■ Task details:
All the data below goes into the copy word for word, but the pictures don't.

──────────

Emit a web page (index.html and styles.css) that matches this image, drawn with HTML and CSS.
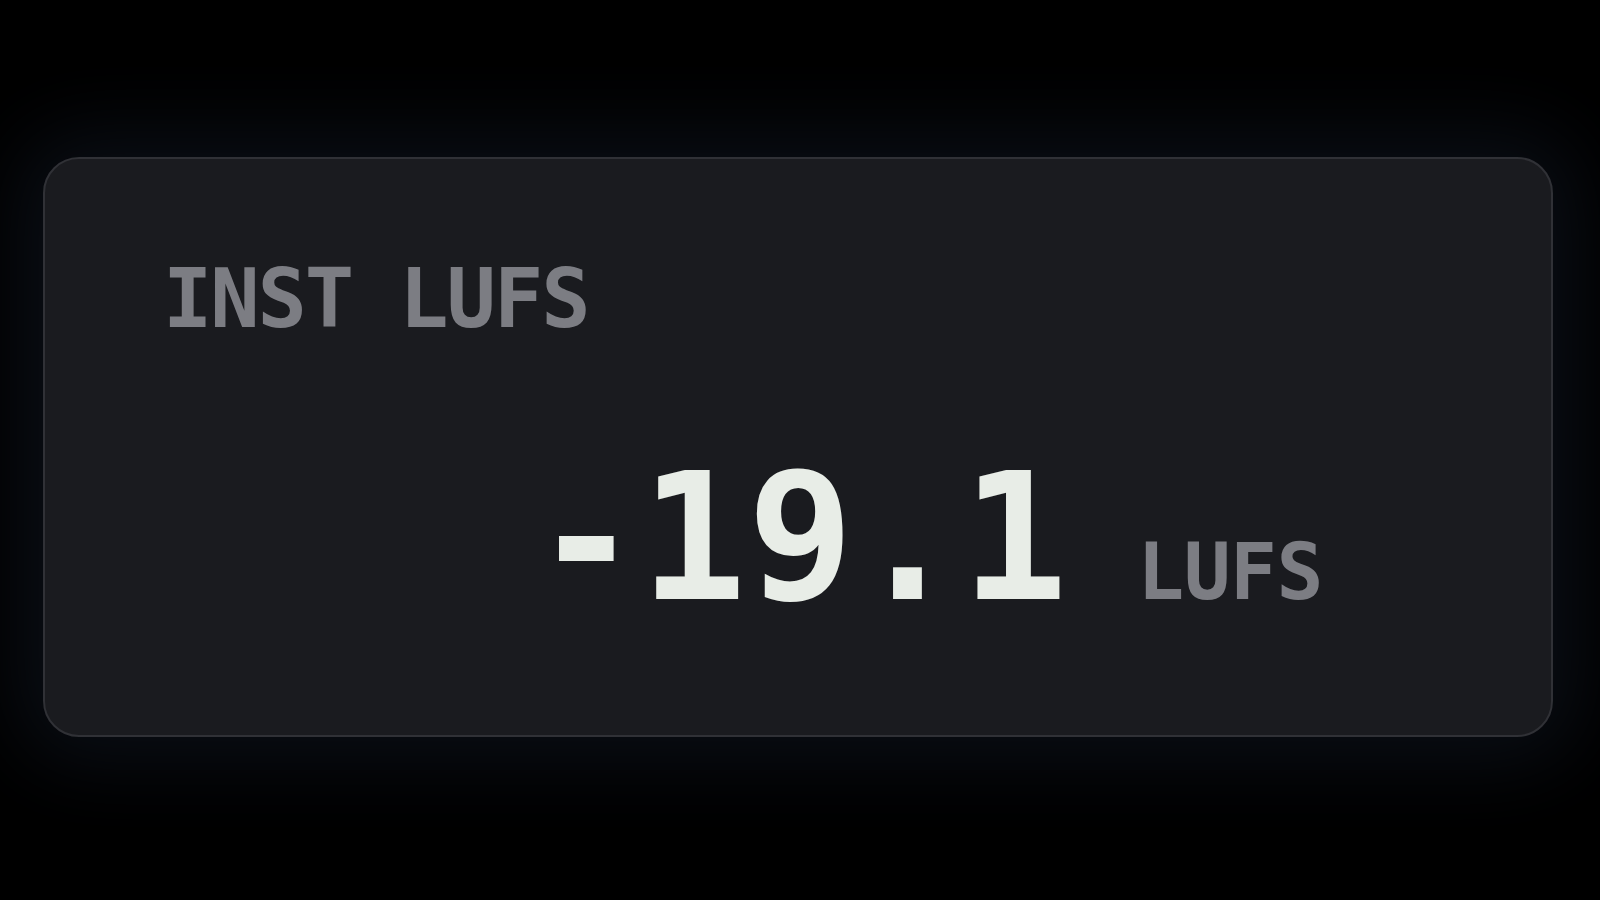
FILE: index.html
```html
<!DOCTYPE html>
<html lang="en">
<head>
<meta charset="utf-8">
<title>INST LUFS</title>
<link rel="stylesheet" href="styles.css">
</head>
<body>
<main class="stage">
  <section class="meter-card">
    <div class="meter-label">INST LUFS</div>
    <div class="meter-value-row">
      <span class="meter-value">-19.1</span>
      <span class="meter-unit">LUFS</span>
    </div>
  </section>
</main>
</body>
</html>
```

FILE: styles.css
```css
html, body {
  margin: 0;
  padding: 0;
  background: #000000;
}

.stage {
  width: 1600px;
  height: 900px;
  padding: 157px 0 0 43px;
  box-sizing: border-box;
  overflow: hidden;
}

.meter-card {
  width: 1510px;
  height: 580px;
  box-sizing: border-box;
  border: 2px solid #303136;
  border-radius: 36px;
  background: #1a1b1f;
  box-shadow: 0 0 80px 26px rgba(12, 18, 26, 0.8);
  padding: 99px 0 0 118px;
}

.meter-label {
  font-family: "DejaVu Sans Mono", "Liberation Mono", monospace;
  font-weight: 700;
  font-size: 82px;
  line-height: 1;
  letter-spacing: -2.1px;
  color: #7c7d83;
}

.meter-value-row {
  display: flex;
  align-items: baseline;
  margin-top: 110px;
  padding-left: 370px;
}

.meter-value {
  font-family: "DejaVu Sans Mono", "Liberation Mono", monospace;
  font-weight: 700;
  font-size: 177px;
  line-height: 1;
  letter-spacing: 0.5px;
  color: #e8ede7;
}

.meter-unit {
  font-family: "DejaVu Sans Mono", "Liberation Mono", monospace;
  font-weight: 700;
  font-size: 78px;
  line-height: 1;
  letter-spacing: -0.6px;
  color: #7c7d83;
  margin-left: 69px;
}
```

──────────

■ Result for this task:
Emit a web page (index.html and styles.css) that matches this image, drawn with HTML and CSS.
FILE: index.html
```html
<!DOCTYPE html>
<html lang="en">
<head>
<meta charset="utf-8">
<title>INST LUFS</title>
<link rel="stylesheet" href="styles.css">
</head>
<body>
<main class="stage">
  <section class="meter-card">
    <div class="meter-label">INST LUFS</div>
    <div class="meter-value-row">
      <span class="meter-value">-19.1</span>
      <span class="meter-unit">LUFS</span>
    </div>
  </section>
</main>
</body>
</html>
```

FILE: styles.css
```css
html, body {
  margin: 0;
  padding: 0;
  background: #000000;
}

.stage {
  width: 1600px;
  height: 900px;
  padding: 157px 0 0 43px;
  box-sizing: border-box;
  overflow: hidden;
}

.meter-card {
  width: 1510px;
  height: 580px;
  box-sizing: border-box;
  border: 2px solid #303136;
  border-radius: 36px;
  background: #1a1b1f;
  box-shadow: 0 0 80px 26px rgba(12, 18, 26, 0.8);
  padding: 99px 0 0 118px;
}

.meter-label {
  font-family: "DejaVu Sans Mono", "Liberation Mono", monospace;
  font-weight: 700;
  font-size: 82px;
  line-height: 1;
  letter-spacing: -2.1px;
  color: #7c7d83;
}

.meter-value-row {
  display: flex;
  align-items: baseline;
  margin-top: 110px;
  padding-left: 370px;
}

.meter-value {
  font-family: "DejaVu Sans Mono", "Liberation Mono", monospace;
  font-weight: 700;
  font-size: 177px;
  line-height: 1;
  letter-spacing: 0.5px;
  color: #e8ede7;
}

.meter-unit {
  font-family: "DejaVu Sans Mono", "Liberation Mono", monospace;
  font-weight: 700;
  font-size: 78px;
  line-height: 1;
  letter-spacing: -0.6px;
  color: #7c7d83;
  margin-left: 69px;
}
```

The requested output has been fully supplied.